A separate menu of small plates offers the likes of kimchi (£3.50), squid karaage (£4.75) and king prawn tempura (£5), with an early bird offer of three plates for £10 making it excellent value.

Udon at Izakaya

As a car backfires outside and makes the diners on pavement benches jump, a steaming bowl of glistening udon arrives smelling delicious. Traffic light-hued peppers, beansprouts, slivers of onion and chunks of chicken are mixed in amongst the thick noodles, and slivers of chilli add gentle heat to every few mouthfuls.

The cheap cut of chicken is a little gristly but chef hasn’t scrimped on the portion size if you don’t mind picking through it. The udon is thick and cooked so it is soft but not rubbery, with the fresh vegetables adding crisp, crunchy textures.
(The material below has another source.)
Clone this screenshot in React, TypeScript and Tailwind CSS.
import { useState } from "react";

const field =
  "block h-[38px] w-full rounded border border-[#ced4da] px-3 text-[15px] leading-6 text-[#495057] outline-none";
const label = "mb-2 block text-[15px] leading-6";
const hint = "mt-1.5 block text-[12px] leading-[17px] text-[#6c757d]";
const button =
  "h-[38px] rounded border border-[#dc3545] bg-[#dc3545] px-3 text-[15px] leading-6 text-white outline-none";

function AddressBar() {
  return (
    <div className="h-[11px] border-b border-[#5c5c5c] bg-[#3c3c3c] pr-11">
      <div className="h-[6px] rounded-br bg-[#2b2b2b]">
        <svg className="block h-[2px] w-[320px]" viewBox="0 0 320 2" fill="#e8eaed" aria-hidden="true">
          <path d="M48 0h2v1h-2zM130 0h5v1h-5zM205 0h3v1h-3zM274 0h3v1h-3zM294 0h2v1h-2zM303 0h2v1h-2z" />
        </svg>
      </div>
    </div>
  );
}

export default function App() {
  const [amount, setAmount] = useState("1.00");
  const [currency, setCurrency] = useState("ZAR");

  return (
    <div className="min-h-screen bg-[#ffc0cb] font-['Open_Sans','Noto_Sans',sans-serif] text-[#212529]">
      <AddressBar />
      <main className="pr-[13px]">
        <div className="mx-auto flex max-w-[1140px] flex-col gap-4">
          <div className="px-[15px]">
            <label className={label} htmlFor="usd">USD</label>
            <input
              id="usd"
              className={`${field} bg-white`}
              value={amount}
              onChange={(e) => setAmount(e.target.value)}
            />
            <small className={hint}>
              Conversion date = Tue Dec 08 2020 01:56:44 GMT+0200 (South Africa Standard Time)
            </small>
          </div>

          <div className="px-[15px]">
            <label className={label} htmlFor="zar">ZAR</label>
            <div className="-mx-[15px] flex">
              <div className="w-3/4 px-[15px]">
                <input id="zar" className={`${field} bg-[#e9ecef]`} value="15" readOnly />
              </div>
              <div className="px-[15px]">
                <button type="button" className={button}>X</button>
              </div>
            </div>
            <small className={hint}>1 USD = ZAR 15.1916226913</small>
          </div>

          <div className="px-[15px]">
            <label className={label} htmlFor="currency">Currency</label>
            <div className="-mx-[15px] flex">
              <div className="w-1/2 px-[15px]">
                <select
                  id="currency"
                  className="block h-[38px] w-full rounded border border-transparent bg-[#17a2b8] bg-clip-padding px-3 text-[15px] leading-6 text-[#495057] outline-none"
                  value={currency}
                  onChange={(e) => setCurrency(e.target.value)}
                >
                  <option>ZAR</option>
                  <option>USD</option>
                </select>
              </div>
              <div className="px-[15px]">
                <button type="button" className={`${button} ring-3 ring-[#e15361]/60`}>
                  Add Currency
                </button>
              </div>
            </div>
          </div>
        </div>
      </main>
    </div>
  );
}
The whole dish is a little oily but not unpleasantly so, and despite being an enormous portion it remains light to the end.

Pork gyoza with dipping sauce

Three pork gyoza (vegetable and chicken are also available) are cooked to crisp perfection, with translucent skins browned on one side and fillings packed with meat. The remaining dipping sauce – soya sauce and vinegar with extra spring onion – ends up in with the udon adding some extra flavour to the last few mouthfuls.

Washed down by a bottle of cold Asahi beer, with the chatter of several languages around and soft lift music playing to drown out the cars, it’s a cheap and cheerful place to be.

It’s never going to rival Bristol’s best, but faced with a choice of trekking up Park Street to Wagamama, you might as well keep it local and get your noodle fix at the bottom of the hill.